Australians don't have a scheme like the eminently sensible New Zealand disaster insurance scheme. We are dependent on private insurance companies and every time there is a disaster, such as our present floods, it gets messy. People don't know if they are insured or not. Insurance companies are evasive, although Queensland largest insurer, Suncorp, has promised all its customers that they will be covered. Well, what about Suncorp subsidiary insurance companies that trade under a different name?
Insurance companies use definitions like whether it was rising water or running water to decline paying out. Customers are generally unwilling to pour through the fine points of their insurance contract and they would be lucky if they understood what they were reading anyway. Like to try to pin someone down at the insurance company for a straight answer about whether something is covered? Good luck. I tried once and failed.

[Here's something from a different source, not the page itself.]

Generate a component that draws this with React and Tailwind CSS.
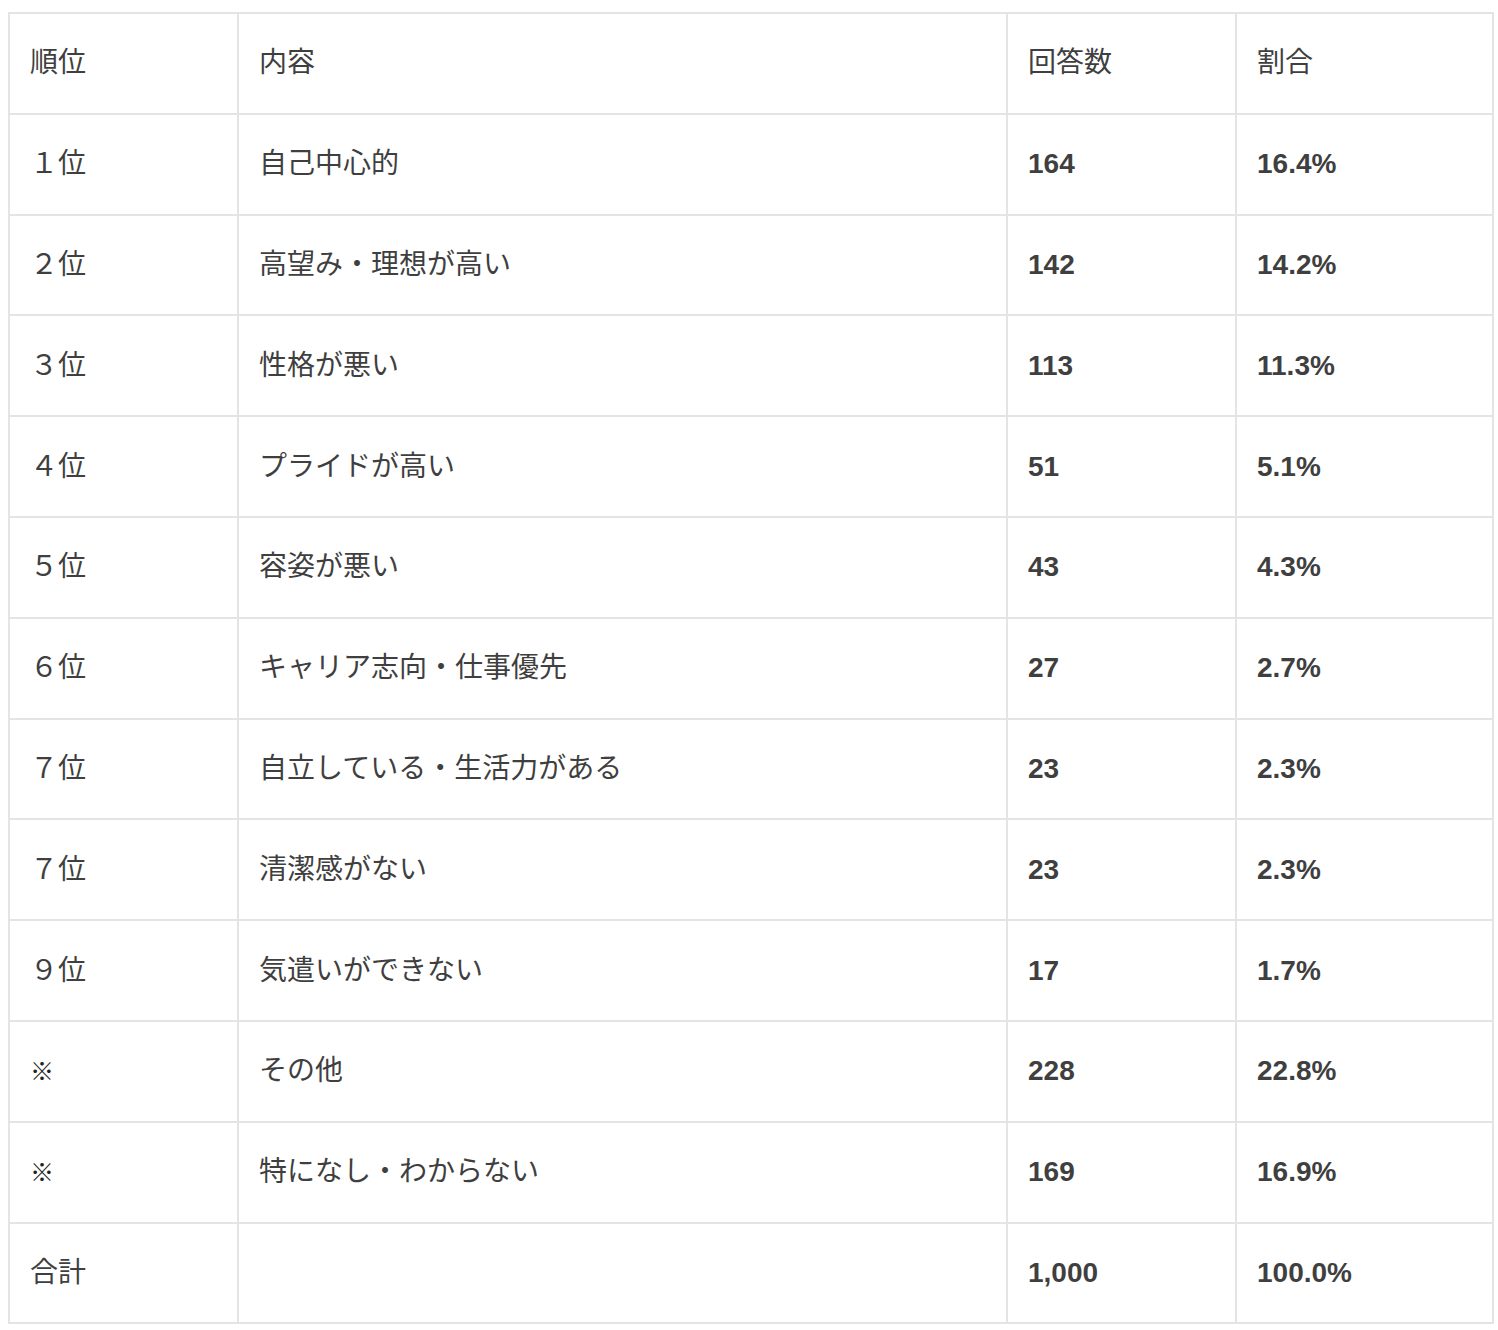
import React from 'react';

const rows = [
    { rank: '１位', label: '自己中心的', count: '164', rate: '16.4%' },
    { rank: '２位', label: '高望み・理想が高い', count: '142', rate: '14.2%' },
    { rank: '３位', label: '性格が悪い', count: '113', rate: '11.3%' },
    { rank: '４位', label: 'プライドが高い', count: '51', rate: '5.1%' },
    { rank: '５位', label: '容姿が悪い', count: '43', rate: '4.3%' },
    { rank: '６位', label: 'キャリア志向・仕事優先', count: '27', rate: '2.7%' },
    { rank: '７位', label: '自立している・生活力がある', count: '23', rate: '2.3%' },
    { rank: '７位', label: '清潔感がない', count: '23', rate: '2.3%' },
    { rank: '９位', label: '気遣いができない', count: '17', rate: '1.7%' },
    { rank: '※', label: 'その他', count: '228', rate: '22.8%', mark: true },
    { rank: '※', label: '特になし・わからない', count: '169', rate: '16.9%', mark: true },
];

const cell = 'border-2 border-[#e4e4e4] h-[100.8px] pl-[20px] align-middle';

const App = () => {
    return (
        <div className="bg-white min-h-[1330px] pt-[12px] pl-[8px] font-['Liberation_Sans','Noto_Sans_CJK_JP',sans-serif] text-[#3f3f3f]">
            <table className="border-collapse w-[1484px] table-fixed text-[28px]">
                <colgroup>
                    <col className="w-[229px]" />
                    <col className="w-[769px]" />
                    <col className="w-[229px]" />
                    <col className="w-[257px]" />
                </colgroup>
                <thead>
                    <tr>
                        <th className={`${cell} text-left font-normal`}>順位</th>
                        <th className={`${cell} text-left font-normal`}>内容</th>
                        <th className={`${cell} text-left font-normal`}>回答数</th>
                        <th className={`${cell} text-left font-normal`}>割合</th>
                    </tr>
                </thead>
                <tbody>
                    {rows.map((r, i) => (
                        <tr key={i}>
                            <td className={cell}>
                                {r.mark ? <span className="text-[24px] font-black text-[#222]">{r.rank}</span> : r.rank}
                            </td>
                            <td className={cell}>{r.label}</td>
                            <td className={`${cell} font-bold`}>{r.count}</td>
                            <td className={`${cell} font-bold`}>{r.rate}</td>
                        </tr>
                    ))}
                    <tr>
                        <td className={cell}>合計</td>
                        <td className={cell}></td>
                        <td className={`${cell} font-bold`}>1,000</td>
                        <td className={`${cell} font-bold`}>100.0%</td>
                    </tr>
                </tbody>
            </table>
        </div>
    );
};

export default App;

After the disaster politicians start making noises about the insurance companies acting decently and fairly.
Why? People forget insurance companies, banks and other commercial institutions are companies who are there to make money. That is their reason for being. They are not charities and they are not in business to irresponsibly distribute their shareholder profits.
What politicians need to do, if they won't set up a disaster insurance scheme, is simply to make sure all insurance policies have a water damage clause. Damage by water? Covered. Damage by fire? Covered. Damage by earthquake? Covered. Yes, we will all pay a bit more, but spread over every insured person, precious little.
It is called regulation. Time has proved that free rein capitalism does not work for the greater good and capital needs government regulation.